Anyway, that's my reaction when I read your above statement. Am I mistaken?

Dymanic
25th August 2003, 09:44 AM
Originally posted by Mercutio

The experience of seeing orange and the experience of conducting a Fourier analysis of the wavelength or wavelengths that brought about that "seeing orange" are two vastly different experiences. The first is only observable by one person; the second is observable by any number of people. The fact that one method is more public than the other defines the subjective/objective distinction, but it is not the only difference. The first is directly experienced, the second is inferred (as Stimpy explained).

But first-hand experience (especially visual experience) is absolutely filthy with inference, as the optical illusion demonstrates. Input recieved through our visual apparatus is pre-processed in ways that made the results more useful for our protohuman ancestors, facing different types of problems than those addressed by modern science.

Mercutio
25th August 2003, 09:56 AM
Originally posted by Dymanic

But first-hand experience (especially visual experience) is absolutely filthy with inference, as the optical illusion demonstrates. Input recieved through our visual apparatus is pre-processed in ways that made the results more useful for our protohuman ancestors, facing different types of problems than those addressed by modern science. If you are speaking of the gestalt perceptual phenomena (closure, grouping, continuity, etc.) then you have a case for a form of inference (although it does stretch the word a bit). The example, however, was of color perception. Unless I am overlooking something, "inference" is not a word I would apply to the experience of a particular color. As I said above, we may certainly infer a process (or several competing hypotheses about processes) to explain our experience--but the processes are what is inferred, not the experience itself. When we see a unique wavelength as "orange" or when we see a mixture of two other wavelengths as "orange", our perception is identical--we see orange. We do not "infer" orange from either stimulus set, unless you wish to postulate that any mechanical processing at all is a form of inference.
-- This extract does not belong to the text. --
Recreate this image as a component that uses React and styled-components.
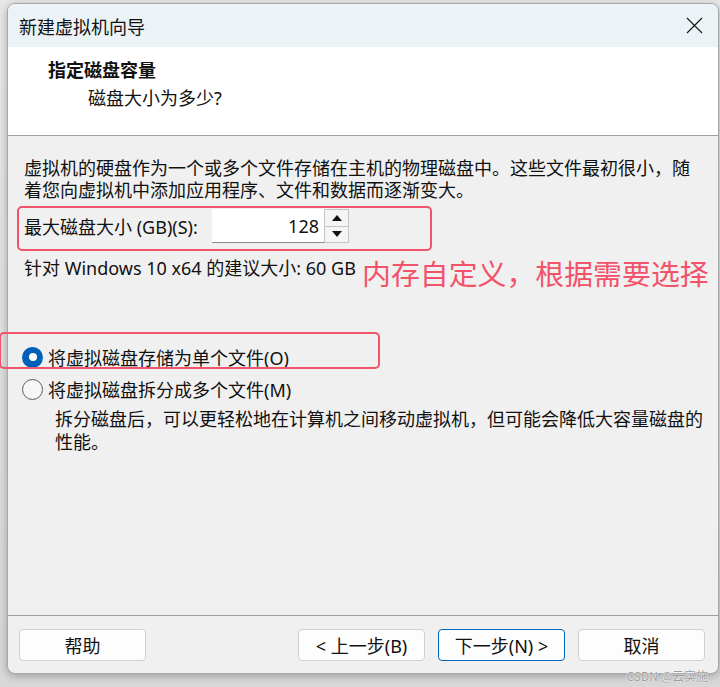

If that is your argument, I have no response to it at present.

Stimpson J. Cat
25th August 2003, 10:16 AM
Ian,

You are deliberately confusing the color of an object, defined to be the wavelength of light it emits or reflects, and the experience of color.
--------------------------------------------------------------------------------

Ummmm . . .no I'm not. Perhaps I wasn't clear enough in my explanation. First let's consider actual experiences. The colour we actaully expereince depends on context, right? Just consider that checker square illusion. The colour of a square we actually see depends upon the colour of the surrounding squares, and in the context of the fact that it is an image of a 3 dimensional object etc. So the colour as experienced is inferred. And you have already agreed that the length of an object as experienced is also inferred. So no difference there.

Good grief, man! That is a completely different type of inference. In fact, the first example is not inference at all. It is a matter of your experience being determined by the sensory input according a set of rules which your visual cortex has learned over the course of your life.

That is completely different than logical inference, which is a sequnce of logical deductions about the world, made from your experiences, based on assumptions you have made about the relationship between your experiences and the world.

In the first case, your visual cortex is interpreting your sensory input according to a set of heuristics which it has learned, and which cause you to experience the two rectangles as being different colors. The second case is a matter of you logically inferring facts about the world from your experiences. Are you seriously going to tell me you do not think there is any difference between those things?

Secondly there are their measurable properties. Well both the length of an object can be measured and so can a particular wavelength of electromagnetic radiation. So again there is no difference. Thus we cannot draw any distinction between color and length. Has that made it any more clear?

The wavelength of light reflected by an object is a measurable property, just like length. But as the optical illusion you mentioned clearly illustrates, the experience of color you see is not a property of the object you are looking at. It is a process in your brain which depends not only on the wavelength of light hitting your eyes, but also on a number of other factors, including the way your brain has learned to inerpret such sensory input.

The wavelength of light that an apple reflects is a quality of the apple. It is not a brain process.
--------------------------------------------------------------------------------

This of course isn't relevant to the crucial point as perhaps you'll now understand on reading the above. I would just like to say though that although I agree with you that the wavelength of light reflected by the apple is not a brain process (duh!), I have to disagree that it is a quality of the apple. It is not the wavelength of light that is a quality of the apple, but rather the colour we actaully experience (which incidentally is again not a brain process).

That makes absolutely zero sense. Suffice it to say that this view is completely inconsistent with the scientific view of objective reality, and how perception works. You can preach this view all you want, but the simple fact that you believe it does not make it true, and does not render my own view false.

You asked me for my view on the issue. I gave it to you.